Analysis of human immunodeficiency virus-infected tissues by amplification and in situ hybridization reveals latent and permissive infections at single-cell resolution.

Latent and productive viral infections are at the extremes of the spectrum of virus-cell interactions that are thought to play a major role in the ability of such important human pathogens as human immunodeficiency virus (HIV) to elude host defenses and cause disease. The recent development of PCR-based methods to amplify target sequences in individual cells in routinely fixed tissues affords opportunities to directly examine the subtle and covert virus-cell relationships at the latent end of the spectrum that are inaccessible to analysis by conventional in situ hybridization techniques. We have now used PCR in situ with in situ hybridization to document latent and permissive HIV infection in routinely fixed and paraffin-embedded tissue. In one of the first specimens we examined, a tumor biopsy from an HIV-infected individual, we found many of the lymphocytes and lymphocytes infiltrating the tumor had HIV DNA that was detectable only by PCR in situ. The fraction of positive cells varied regionally, but there were foci where most of the cells contained HIV DNA. Most of these lymphocytes and macrophages are latently infected, as we could detect HIV RNA in fewer than one in a thousand of these cells. We also detected HIV RNA, surprisingly, in 6% of the tumor cells, where the number of copies of viral RNA per cell was equivalent to productively infected cell lines.
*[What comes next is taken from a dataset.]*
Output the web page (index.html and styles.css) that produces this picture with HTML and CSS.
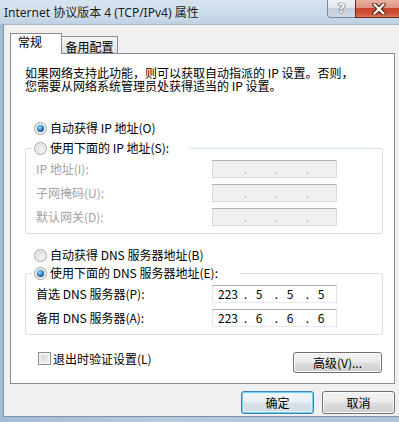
FILE: index.html
```html
<!DOCTYPE html>
<html lang="zh-CN">
  <head>
    <meta charset="UTF-8" />
    <title>Internet 协议版本 4 (TCP/IPv4) 属性</title>
    <link rel="stylesheet" href="styles.css">
  </head>
  <body>
    <div class="window">
      <div class="titlebar">
        <div class="title">Internet 协议版本 4 (TCP/IPv4) 属性</div>
        <div class="cap-help">?</div>
        <div class="cap-close">
          <svg width="14" height="12" viewBox="0 0 14 12">
            <path d="M2.5 1.5 L11.5 10.5 M11.5 1.5 L2.5 10.5" stroke="#4a1e16" stroke-width="4.4" stroke-linecap="round" fill="none" />
            <path d="M2.5 1.5 L11.5 10.5 M11.5 1.5 L2.5 10.5" stroke="#ffffff" stroke-width="2.4" stroke-linecap="round" fill="none" />
          </svg>
        </div>
      </div>

      <div class="client">
        <div class="tabs">
          <div class="tab tab-active">常规</div>
          <div class="tab">备用配置</div>
        </div>

        <div class="panel">
          <div class="intro">
            <div class="intro-line">如果网络支持此功能，则可以获取自动指派的 IP 设置。否则，</div>
            <div class="intro-line">您需要从网络系统管理员处获得适当的 IP 设置。</div>
          </div>

          <div class="radio-row top-radio">
            <span class="radio radio-on"></span>
            <span>自动获得 IP 地址(O)</span>
          </div>

          <div class="group group-ip">
            <div class="legend legend-ip">
              <span class="radio"></span>
              <span>使用下面的 IP 地址(S):</span>
            </div>
            <div class="rows">
              <div class="field-label disabled">IP 地址(I):</div>
              <div class="ipbox ipbox-off">
                <span class="seg"></span><span class="dot">.</span><span class="seg"></span><span class="dot">.</span><span class="seg"></span><span class="dot">.</span><span class="seg"></span>
              </div>
              <div class="field-label disabled">子网掩码(U):</div>
              <div class="ipbox ipbox-off">
                <span class="seg"></span><span class="dot">.</span><span class="seg"></span><span class="dot">.</span><span class="seg"></span><span class="dot">.</span><span class="seg"></span>
              </div>
              <div class="field-label disabled">默认网关(D):</div>
              <div class="ipbox ipbox-off">
                <span class="seg"></span><span class="dot">.</span><span class="seg"></span><span class="dot">.</span><span class="seg"></span><span class="dot">.</span><span class="seg"></span>
              </div>
            </div>
          </div>

          <div class="radio-row dns-radio">
            <span class="radio"></span>
            <span>自动获得 DNS 服务器地址(B)</span>
          </div>

          <div class="group group-dns">
            <div class="legend legend-dns">
              <span class="radio radio-on"></span>
              <span>使用下面的 DNS 服务器地址(E):</span>
            </div>
            <div class="rows">
              <div class="field-label">首选 DNS 服务器(P):</div>
              <div class="ipbox">
                <span class="seg">223</span><span class="dot">.</span><span class="seg">5</span><span class="dot">.</span><span class="seg">5</span><span class="dot">.</span><span class="seg">5</span>
              </div>
              <div class="field-label">备用 DNS 服务器(A):</div>
              <div class="ipbox">
                <span class="seg">223</span><span class="dot">.</span><span class="seg">6</span><span class="dot">.</span><span class="seg">6</span><span class="dot">.</span><span class="seg">6</span>
              </div>
            </div>
          </div>

          <div class="options">
            <label class="check-row">
              <span class="checkbox"></span>
              <span>退出时验证设置(L)</span>
            </label>
            <button class="btn btn-advanced">高级(V)...</button>
          </div>
        </div>

        <div class="actions">
          <button class="btn btn-default">确定</button>
          <button class="btn">取消</button>
        </div>
      </div>
    </div>
  </body>
</html>
```

FILE: styles.css
```css
body {
  margin: 0;
  width: 399px;
  height: 422px;
  overflow: hidden;
  font-family: "Noto Sans CJK SC", "Noto Sans", sans-serif;
  font-size: 12px;
  color: #000;
}
.window {
  height: 422px;
  display: flex;
  flex-direction: column;
  background: linear-gradient(90deg, #a3bbd4 0%, #b6cade 40%, #aec4da 100%);
}
.titlebar {
  height: 24px;
  display: flex;
  align-items: flex-start;
  background: linear-gradient(180deg, #d6e3ef 0%, #cbdbea 55%, #bed1e4 100%);
}
.title {
  flex: 1;
  padding: 5px 0 0 4px;
  line-height: 16px;
  font-family: "Noto Sans", "Noto Sans CJK SC", sans-serif;
  font-size: 12px;
  color: #1b1b1b;
  text-shadow: 0 0 6px #eef4fa;
}
.cap-help {
  width: 28px;
  height: 18px;
  box-sizing: border-box;
  border: 1px solid #7a8a9e;
  border-top: none;
  border-right: none;
  border-radius: 0 0 0 4px;
  background: linear-gradient(180deg, #eef2f7 0%, #dfe6ee 45%, #c3ceda 50%, #cfd9e4 100%);
  text-align: center;
  font-family: "DejaVu Sans", sans-serif;
  font-weight: bold;
  font-size: 14px;
  line-height: 17px;
  color: #f4f6f8;
  text-shadow: 0 0 1px #4c5663, 0 0 1px #4c5663, 0 0 1px #4c5663;
}
.cap-close {
  width: 44px;
  height: 18px;
  box-sizing: border-box;
  border: 1px solid #6b2a1f;
  border-top: none;
  border-right: none;
  background: linear-gradient(180deg, #eab0a2 0%, #de9481 45%, #c8442d 50%, #cf4f36 80%, #dc7a60 100%);
  display: flex;
  align-items: center;
  justify-content: center;
  padding-left: 2px;
}

.client {
  height: 393px;
  box-sizing: border-box;
  margin-left: 3px;
  border-left: 1px solid #7f93a8;
  border-top: 1px solid #a9b9ca;
  border-bottom: 1px solid #7f93a8;
  background: #f0f0f0;
  padding: 8px 4px 0 6px;
}

/* tabs */
.tabs {
  height: 20px;
  display: flex;
  align-items: flex-end;
}
.tab {
  height: 17px;
  box-sizing: border-box;
  width: 57px;
  margin-left: -1px;
  padding-top: 3px;
  border: 1px solid #898c95;
  border-bottom: none;
  background: linear-gradient(180deg, #f5f5f5 0%, #ebebeb 50%, #dedede 100%);
  text-align: center;
  line-height: 13px;
}
.tab-active {
  position: relative;
  z-index: 1;
  width: 52px;
  height: 21px;
  margin: 0 0 -1px 0;
  padding: 1px 0 0 7px;
  text-align: left;
  background: #fff;
}

.panel {
  height: 331px;
  box-sizing: border-box;
  border: 1px solid #898c95;
  background: #fff;
  display: flex;
  flex-direction: column;
}
.intro {
  margin: 12px 0 0 14px;
}
.intro-line {
  height: 13px;
  line-height: 13px;
  white-space: nowrap;
}

.radio-row {
  height: 16px;
  display: flex;
  align-items: center;
  gap: 3px;
  line-height: 16px;
}
.top-radio {
  margin: 28px 0 0 23px;
}
.dns-radio {
  margin: 13px 0 0 23px;
}
.radio {
  width: 13px;
  height: 13px;
  box-sizing: border-box;
  border-radius: 50%;
  border: 1px solid #a3a3a3;
  background: radial-gradient(circle at 60% 65%, #f7f7f7 0%, #e4e4e4 45%, #c9c9c9 100%);
  box-shadow: inset 0 0 0 1px #f4f4f4;
  display: flex;
  align-items: center;
  justify-content: center;
  flex: none;
}
.radio-on::after {
  content: "";
  width: 7px;
  height: 7px;
  border-radius: 50%;
  background: radial-gradient(circle at 40% 35%, #9ae1fb 0%, #3a8fd6 40%, #1a4d8c 75%, #123a6c 100%);
}

.group {
  border: 1px solid #d5dfe5;
  border-radius: 3px;
  padding-bottom: 7px;
}
.group-ip {
  margin: 12px 11px 0 14px;
}
.group-dns {
  margin: 10px 11px 0 14px;
}
.legend {
  width: fit-content;
  height: 16px;
  margin: -9px 0 0 6px;
  padding: 0 20px 0 2px;
  background: #fff;
  display: flex;
  align-items: center;
  gap: 3px;
  line-height: 16px;
}
.legend-dns {
  padding-right: 22px;
}
.rows {
  margin-top: 4px;
  padding-left: 10px;
  display: grid;
  grid-template-columns: 176px 125px;
  row-gap: 6px;
}
.field-label {
  line-height: 18px;
  white-space: nowrap;
}
.disabled {
  color: #a2a2a2;
}
.ipbox {
  height: 18px;
  box-sizing: border-box;
  border: 1px solid;
  border-color: #abadb3 #e2e3ea #e3e9ef #e2e3ea;
  padding-left: 3px;
  display: flex;
  line-height: 16px;
  background: #fff;
}
.ipbox-off {
  background: #f0f0f0;
  border-color: #b3b3b3 #dadada #dadada #dadada;
  color: #b0b0b0;
}
.seg {
  width: 24px;
  text-align: center;
}
.dot {
  width: 7px;
  text-align: right;
}

.options {
  margin: 17px 12px 0 27px;
  display: flex;
  justify-content: space-between;
  align-items: flex-start;
}
.check-row {
  display: flex;
  align-items: center;
  gap: 2px;
  line-height: 13px;
}
.checkbox {
  width: 13px;
  height: 13px;
  box-sizing: border-box;
  border: 1px solid #8f8f8f;
  background: linear-gradient(135deg, #cfcfcf 0%, #e6e6e6 60%, #f4f4f4 100%);
  box-shadow: inset 0 0 0 2px #f3f3f3;
}

.btn {
  height: 23px;
  width: 73px;
  box-sizing: border-box;
  border: 1px solid #707070;
  border-radius: 3px;
  background: linear-gradient(180deg, #f2f2f2 0%, #ebebeb 48%, #dddddd 52%, #cfcfcf 100%);
  box-shadow: inset 0 0 0 1px #fcfcfc;
  font-family: "Noto Sans CJK SC", "Noto Sans", sans-serif;
  font-size: 12px;
  color: #000;
  padding: 0;
  line-height: 19px;
}
.btn-advanced {
  width: 89px;
  height: 21px;
  line-height: 17px;
}
.btn-default {
  border-color: #3c7fb1;
  box-shadow: inset 0 0 0 1px #6fd2f5, inset 0 0 0 2px #e3f3fb;
  background: linear-gradient(180deg, #f3f7fa 0%, #e9eff3 48%, #d9e2e9 52%, #cfdbe4 100%);
}
.actions {
  margin-top: 7px;
  display: flex;
  justify-content: flex-end;
  gap: 8px;
}
```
The alternative states of HIV-gene expression and high local concentration of latently infected lymphocytes and monocytes revealed by these studies conceptually supports models of lentiviral pathogenesis that attribute persistence to the reservoir of latently infected cells and disease to the consequences of viral-gene expression in this population. The magnitude of infection of lymphocytes documented in this report is also consistent with the emerging view that HIV infection per se could contribute substantially to depletion of immune cells in AIDS.